Posted to issues@spark.apache.org by "Hollin Wilkins (JIRA)" <ji...@apache.org> on 2015/07/16 01:08:04 UTC
[jira] [Created] (SPARK-9084) Add in support for realtime data
predictions using ML PipelineModel
Hollin Wilkins created SPARK-9084:
-------------------------------------
Summary: Add in support for realtime data predictions using ML PipelineModel
Key: SPARK-9084
URL: https://issues.apache.org/jira/browse/SPARK-9084
Project: Spark
Issue Type: New Feature
Components: Spark Core
Reporter: Hollin Wilkins
Priority: Critical
Currently ML provides excellent support for feature manipulation, model selection, and prediction for large datasets. The models can all be easily serialized but currently it is not possible to use the fitted models without a DataFrame. This means that these models are only good for batch processing.

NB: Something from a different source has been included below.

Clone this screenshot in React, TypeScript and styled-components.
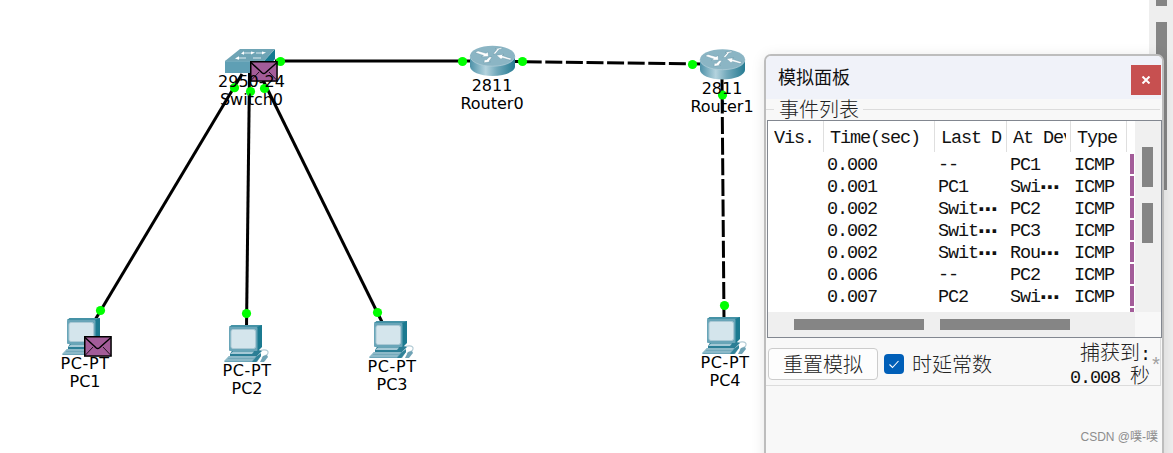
import React from 'react';
import styled, { createGlobalStyle } from 'styled-components';

const mono = `'Liberation Mono', 'Noto Sans CJK SC', monospace`;

const GlobalStyle = createGlobalStyle`
    body {
        margin: 0;
        background: #fff;
        overflow: hidden;
    }
    * {
        box-sizing: border-box;
    }
`

const Screen = styled.div`
    position: relative;
    width: 1173px;
    height: 453px;
    overflow: hidden;
    display: flex;
    justify-content: space-between;
    background: #fff;
`

const Workspace = styled.div`
    position: relative;
    width: 1149px;
    height: 453px;
    svg {
        display: block;
    }
`

const Label = styled.div<{ $x: number; $y: number; $spacing?: number }>`
    position: absolute;
    left: ${p => p.$x}px;
    top: ${p => p.$y}px;
    transform: translateX(-50%);
    font: 16px/18px 'DejaVu Sans', sans-serif;
    color: #000;
    text-align: center;
    white-space: nowrap;
    div:first-child {
        letter-spacing: ${p => p.$spacing || 0}px;
    }
`

const PageScroll = styled.div`
    width: 24px;
    padding-left: 7px;
    display: flex;
    flex-direction: column;
    gap: 16px;
    background: #eee;
`

const Thumb = styled.div<{ $w: number; $h: number }>`
    flex: none;
    width: ${p => p.$w}px;
    height: ${p => p.$h}px;
    background: #858585;
`

const Panel = styled.section`
    position: absolute;
    left: 764px;
    top: 54px;
    width: 400px;
    height: 410px;
    border: 2px solid #bdbdbd;
    border-radius: 7px 7px 0 0;
    background: #f8f8f8;
    overflow: hidden;
    box-shadow: 0 2px 14px rgba(0, 0, 0, 0.1);
    font: 18.5px/22px ${mono};
    letter-spacing: -1.1px;
    color: #111;
`

const TitleBar = styled.header`
    height: 43px;
    padding: 0 1px 0 12px;
    display: flex;
    align-items: center;
    justify-content: space-between;
    background: #f0f2f9;
    font: 18px/24px 'Noto Sans CJK SC', sans-serif;
    letter-spacing: 0;
    h1 {
        margin: 0 0 4px;
        font: inherit;
    }
    button {
        width: 30px;
        height: 30px;
        margin-top: 4px;
        padding: 0;
        border: 0;
        display: flex;
        align-items: center;
        justify-content: center;
        background: #c75050;
    }
`

const Cjk = styled.span`
    font: 300 20px/22px 'Noto Sans CJK SC', sans-serif;
    letter-spacing: 0;
    color: #222;
    white-space: nowrap;
`

const Legend = styled.div`
    height: 21px;
    padding-right: 2px;
    display: flex;
    align-items: center;
    &::before, &::after {
        content: '';
        height: 1px;
        background: #dcdcdc;
    }
    &::before {
        width: 8px;
    }
    &::after {
        flex: 1;
    }
    span {
        width: 89px;
        padding-left: 5px;
        margin-top: -2px;
    }
`

const Table = styled.div`
    width: 395px;
    height: 218px;
    margin-left: 1px;
    border: 1px solid #828790;
    display: grid;
    grid-template: 191px 25px / 367px 26px;
    background: #fff;
`

const Body = styled.div`
    overflow: hidden;
`

const columns = '56px 111px 72px 64px 56px 7px';

const HeadRow = styled.div`
    height: 33px;
    display: grid;
    grid-template-columns: ${columns};
    span {
        height: 31px;
        padding: 0 4px 0 6px;
        line-height: 36px;
        border-right: 1px solid #dfdfdf;
    }
    div {
        overflow: hidden;
        white-space: nowrap;
    }
`

const Row = styled.div`
    height: 22px;
    display: grid;
    grid-template-columns: ${columns};
    span {
        height: 22px;
        padding-left: 3px;
        line-height: 23px;
        white-space: pre;
    }
    i {
        width: 4px;
        height: 20px;
        margin-left: auto;
        background: #a35c99;
    }
`

// two-cell wide centred ellipsis
const Ellipsis = styled.b`
    display: inline-block;
    width: 20px;
    height: 22px;
    vertical-align: top;
    text-align: center;
    font: 700 20px/22px 'DejaVu Sans', sans-serif;
    letter-spacing: 0;
`

const VScroll = styled.div`
    padding: 26px 0 0 7px;
    display: flex;
    flex-direction: column;
    gap: 16px;
    background: #f0f0f0;
`

const HScroll = styled.div`
    padding: 7px 0 0 26px;
    display: flex;
    gap: 16px;
    background: #efefef;
`

const Corner = styled.div`
    background: #f8f8f8;
`

const Controls = styled.div`
    height: 48px;
    width: 395px;
    padding: 10px 0 0 2px;
    display: flex;
    align-items: flex-start;
    border: solid #dcdcdc;
    border-width: 0 1px 1px 0;
`

const Reset = styled.button`
    width: 110px;
    height: 32px;
    padding: 0;
    border: 1px solid #ccc;
    border-radius: 4px;
    background: #fdfdfd;
`

const Check = styled.div`
    width: 20px;
    height: 20px;
    margin: 6px 8px 0 6px;
    border-radius: 4px;
    background: #005fb8;
    svg {
        display: block;
    }
`

const Delay = styled.div`
    margin-top: 5px;
`

const Captured = styled.div`
    margin: -7px 0 0 auto;
    text-align: right;
    line-height: 23px;
    white-space: nowrap;
    div {
        height: 23px;
    }
`

const Star = styled.div`
    width: 10px;
    margin-top: 8px;
    font-size: 20px;
    color: #a0a0a0;
`

const Watermark = styled.div`
    position: absolute;
    right: 15px;
    bottom: 7px;
    font: 12px/18px 'Liberation Sans', 'Noto Sans CJK SC', sans-serif;
    color: #8d8d8d;
    white-space: nowrap;
`

interface Point {
    x: number;
    y: number;
}

function Pc({ x, y }: Point) {
    return (
    <g transform={`translate(${x} ${y})`}>
        <path d="M35 27c2-3 10-3 9 1 0 3-4 2-6 5" fill="none" stroke="#b5cdd6" strokeWidth="1.200" />
        <path d="M36 37l3-6 4-1 1 2-4 5z" fill="#6fa3b5" />
        <path d="M5 2l3-2h30v22l-5 5z" fill="#1b7a90" />
        <path d="M5 2l3-2h30l-5 2z" fill="#4592a6" />
        <path d="M9 24h22l7 2-5 5H6v-2z" fill="#2b7e95" />
        <path d="M6 29l3-2.500h21l-2 2.500z" fill="#a5c9d6" />
        <rect x="5" y="2" width="28.500" height="24" rx="1" fill="#69a5b8" />
        <rect x="7" y="4.500" width="24.500" height="19" rx="2" fill="#d4e5ec" stroke="#a9c8d4" />
        <path d="M5 31h32l-4 6H0z" fill="#6ca5b8" />
        <path d="M0 36l5-5h27l-4 5z" fill="#8cb9c8" />
        <path d="M4 33.500h26" stroke="#74a9ba" strokeWidth="1" />
        <path d="M28 37l5-6 4-3v3l-5 6z" fill="#2f8298" />
    </g>)
}

function Router({ x, y }: Point) {
    return (
    <g transform={`translate(${x} ${y})`}>
        <path d="M0 10v11c0 5 10 9.500 22.500 9.500S45 26 45 21V10z" fill="url(#routerSide)" />
        <ellipse cx="22.500" cy="10.500" rx="22.500" ry="10.200" fill="#8bb5c4" />
        <path d="M0 10.500c0 5.800 10 10.200 22.500 10.200S45 16.300 45 10.500" fill="none" stroke="#b5d0da" strokeWidth=".7" />
        <g fill="#fff" stroke="#477f92" strokeWidth=".3">
            <path d="M5 7l3-1.500 8 2.300 2-1.400.5 4.600-7 .2 2-1.300z" />
            <path d="M23 8.500l4-4.600-2-.5L32 2l-.5 1.400-2.500.5-3.500 4.400z" />
            <path d="M42 13.300l-2 1.200-7.500-2.100-1.500 1.300-4.500-4 7.500-1-2 1.400z" />
            <path d="M22 11.500l-3 4.300 1.500.5-6.500 1 .5-3.200 1.800.4 3-3z" />
        </g>
    </g>)
}

function Switch({ x, y }: Point) {
    return (
    <g transform={`translate(${x} ${y})`}>
        <path d="M39 12L50 0v10L39 24z" fill="#147a91" />
        <path d="M0 12L15 0h35L39 12z" fill="#6ea4b5" />
        <path d="M0 12h39v12H0z" fill="#5f9fb4" />
        <path d="M0 12.300h39" stroke="#82b3c3" strokeWidth=".7" />
        <g fill="none" stroke="#dcebf0" strokeWidth="1">
            <path d="M18 4h9M13 9h8M31 4h7M28 9h8" />
        </g>
        <g fill="#fff">
            <path d="M16 4.500l3-2.300v3.500zM26 2.500l4 1-4 2zM10 9.500l4-2.300v3.500zM37 2.500l4 1-4 2z" />
        </g>
    </g>)
}

function Envelope({ x, y }: Point) {
    return (
    <g transform={`translate(${x} ${y})`}>
        <rect x=".75" y=".75" width="26.300" height="19.300" fill="#a35c99" stroke="#000" strokeWidth="1.500" />
        <path d="M1 1.500l11 10.300c1 .8 2.500.8 3.500 0L27 1.500" fill="none" stroke="#000" strokeWidth="1.400" />
        <path d="M1 19.500L9 11M27 19.500L19 11" fill="none" stroke="#000" strokeWidth=".8" />
    </g>)
}

const links = [
    { d: 'M275 61H470' },
    { d: 'M242 74L95 320' },
    { d: 'M249.500 72L246.500 328' },
    { d: 'M259 72L382 322' },
    { d: 'M512 61.500L702 64', dash: '17 3.600', offset: 7.9 },
    { d: 'M722 78L724 320', dash: '17 3.600', offset: 2.1 },
];

const dots = [
    [280.5, 61.5], [234.5, 87.7], [250.5, 91.5], [264.5, 88.5],
    [100.5, 310.5], [246.5, 313.5], [377.5, 312.5], [462.5, 61.5],
    [522.5, 61.5], [692.5, 64.5], [722.5, 95], [724.5, 305.5],
];

const labels = [
    { x: 251.5, y: 73, model: '2950-24', name: 'Switch0' },
    { x: 492, y: 77, model: '2811', name: 'Router0' },
    { x: 722, y: 80, model: '2811', name: 'Router1' },
    { x: 85, y: 355, model: 'PC-PT', name: 'PC1', spacing: 0.6 },
    { x: 247, y: 362, model: 'PC-PT', name: 'PC2', spacing: 0.6 },
    { x: 392, y: 358, model: 'PC-PT', name: 'PC3', spacing: 0.6 },
    { x: 725, y: 354, model: 'PC-PT', name: 'PC4', spacing: 0.6 },
];

const events = [
    ['0.000', '--', 'PC1'],
    ['0.001', 'PC1', 'Swi…'],
    ['0.002', 'Swit…', 'PC2'],
    ['0.002', 'Swit…', 'PC3'],
    ['0.002', 'Swit…', 'Rou…'],
    ['0.006', '--', 'PC2'],
    ['0.007', 'PC2', 'Swi…'],
];

function Cell({ text }: { text: string }) {
    return (
    <span>
        {text.replace('…', '')}
        {text.endsWith('…') && <Ellipsis>⋯</Ellipsis>}
    </span>)
}

function Topology() {
    return (
    <Workspace>
        <svg width="1149" height="453">
            <defs>
                <linearGradient id="routerSide">
                    <stop offset="0" stopColor="#4d91a8" />
                    <stop offset=".35" stopColor="#b4d3de" />
                    <stop offset=".6" stopColor="#72a9bb" />
                    <stop offset="1" stopColor="#267b92" />
                </linearGradient>
            </defs>
            {links.map(link => <path
                key={link.d}
                d={link.d}
                stroke="#000"
                strokeWidth="3"
                strokeDasharray={link.dash}
                strokeDashoffset={link.offset}
            />)}
            {dots.map(([x, y]) => <circle key={`${x}-${y}`} cx={x} cy={y} r="4.600" fill="#0f0" />)}
            <Switch x={225} y={49} />
            <Router x={470} y={45.5} />
            <Router x={700} y={49} />
            <Pc x={62} y={318} />
            <Pc x={224} y={325} />
            <Pc x={369} y={321} />
            <Pc x={702} y={317} />
            <Envelope x={250} y={61} />
            <Envelope x={84} y={336} />
        </svg>
        {labels.map(label => <Label key={label.name} $x={label.x} $y={label.y} $spacing={label.spacing}>
            <div>{label.model}</div>
            <div>{label.name}</div>
        </Label>)}
    </Workspace>)
}

function EventTable() {
    return (
    <Table>
        <Body>
            <HeadRow>
                {['Vis.', 'Time(sec)', 'Last D', 'At Dev', 'Type'].map(title => <span key={title}>
                    <div>{title}</div>
                </span>)}
            </HeadRow>
            {events.map(([time, last, at], i) => <Row key={i}>
                <span />
                <Cell text={time} />
                <Cell text={last} />
                <Cell text={at} />
                <Cell text="ICMP" />
                <i />
            </Row>)}
            <Row>
                <span /><span /><span /><span /><span />
                <i />
            </Row>
        </Body>
        <VScroll>
            <Thumb $w={11} $h={40} />
            <Thumb $w={11} $h={40} />
        </VScroll>
        <HScroll>
            <Thumb $w={130} $h={11} />
            <Thumb $w={130} $h={11} />
        </HScroll>
        <Corner />
    </Table>)
}

function App() {
    return (
    <>
        <GlobalStyle />
        <Screen>
            <Topology />
            <PageScroll>
                <Thumb $w={11} $h={6} />
                <Thumb $w={11} $h={168} />
            </PageScroll>
            <Panel>
                <TitleBar>
                    <h1>模拟面板</h1>
                    <button aria-label="close">
                        <svg width="10" height="8" viewBox="0 0 10 8">
                            <path d="M1.500.5l7 7M8.500.5l-7 7" stroke="#fff" strokeWidth="2" />
                        </svg>
                    </button>
                </TitleBar>
                <Legend><Cjk>事件列表</Cjk></Legend>
                <EventTable />
                <Controls>
                    <Reset><Cjk>重置模拟</Cjk></Reset>
                    <Check>
                        <svg width="20" height="20">
                            <path d="M5.500 10.500l3 3 6-6.500" fill="none" stroke="#fff" strokeWidth="1.100" />
                        </svg>
                    </Check>
                    <Delay><Cjk>时延常数</Cjk></Delay>
                    <Captured>
                        <div><Cjk>捕获到</Cjk>:</div>
                        <div>0.008 <Cjk>秒</Cjk></div>
                    </Captured>
                    <Star>*</Star>
                </Controls>
            </Panel>
            <Watermark>CSDN @噗-噗</Watermark>
        </Screen>
    </>)
}

export default App;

In order to support realtime ML pipelines, I propose adding in three new methods to the Transformer class:
def transform(row: StructuredRow): StructuredRow
def transform(row: StructuredRow, paramMap: ParamMap): StructuredRow
def transform(row: StructuredRow, firstParamPair: ParamPair[_], otherParamPairs: ParamPair[_]*): StructuredRow
Where a StructuredRow is a case class that is the combination of an org.apache.spark.sql.Row and an org.apache.spark.sql.types.StructType
This change necessitates the addition of the new transform method to each implementor of the Transformer class.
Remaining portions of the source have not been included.